My Dear Bootham tries to play the modern age Aladdin. Surprisingly, it does manage to do it successfully to an extent. But the problem is, that extent is not enough for a two-hour long period. Director N Ragavan’s writing is the culpable one here. Most of the bright potential moments are debilitated because of his uncreative way of writing. For instance, the portions involving Thirunavukarasu and Karkimuki could have been exploited more to stage situations that facilitated situational comedy. But it has not.
When we get to the details of relationships, it is either superficial or dramatic. The relationship of Thirunavukarasu and Karkimuki is like a father and son bond. But we as an audience could not feel that. Even Thirunavukarasu’s connection with his overbearing mother creates a feel that it wants to convey something but ends up going nowhere. The animation bit involving the backstory of Karkimuki is enjoyable. But then, the VFX falls short of quality depriving us of an absolutely satisfying experience. This is the case of My Dear Bootham as a whole, it gets intriguing and subsequently a bad work ruins it.

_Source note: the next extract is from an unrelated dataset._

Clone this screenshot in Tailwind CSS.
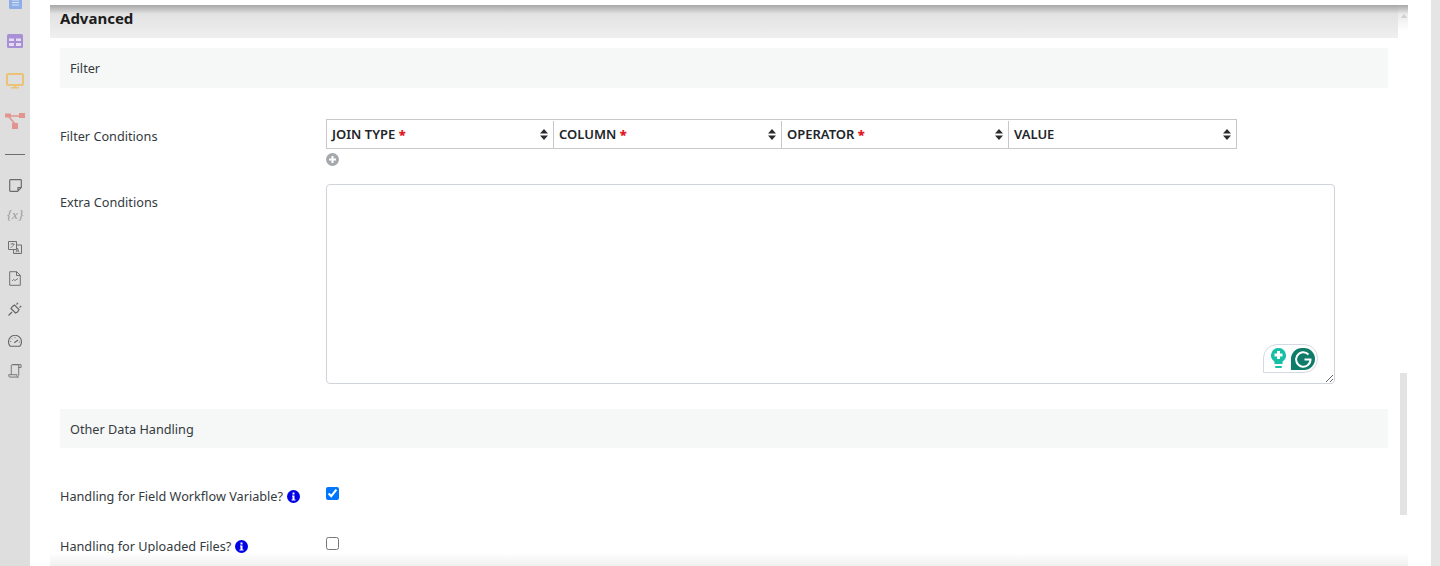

Generally, in Tamil cinema when a child-based drama gets made, storytellers follow the unvoiced rule to add up some elements that have something for the adult audience as well. For instance, My Dear Bootham’s inspiration Allauddinum Albhutha Vilakkum. But director N Ragavan has decided to keep My Dear Bootham as an out and out child drama. This clarity helps in shaping the film. It is sort of both positive and negative for the drama. As after a point this clarity fades and he seems to have gotten stuck in the dichotomy of whether to keep the film as a light hearted children drama, or to write stuff to hold the attention of the adult audience. In that dilemma, he turns My Dear Bootham into a melodramatic entertainer in the second half. And it does not take long for the flick to lose stream.
Actor Prabhu Deva is apt to play Karkimuki. In fact, it seems like a tailor-made role for him. He pulls off his part effortlessly making it fun for us to watch him play his part. Child artist Ashwanth Ashok Kumar makes an impact as a performer. He shines even in the emotive portions. He seems like a good find for Tamil cinema. Even the other child artist Aazhiya does her part well. Actress Remya Nambeesan does justice to her part as a doting mother. Actress Samyuktha Shanmuganathan serves her purpose for being brought on board. Actor Shakthi Rithvik is functional. Actor Master Param Guganesh is adequate. Actor Suresh Chandra Menon is effective. Comedians Imman Annachi and Swaminathan are inconsistent in their attempt to provide us with comical relief. The rest of the cast has delivered what was asked of them.
On the technical front, music director D Imman is clearly not at his best. His songs do not last long in our memory. But he adds little value to the flick with his background score. For a fantasy child drama, cinematographer U. K. Senthil Kumar’s frames should have been more colorful. Editor San Lokesh has done a fine job trimming the flick to keep the run time crisp. Though one could not help but feel it could have been even crisper.
On the whole, actor Prabhu Deva’s My Dear Bootham is let down by the same factor which most films of Tamil cinema suffer from – lack of a proper writer.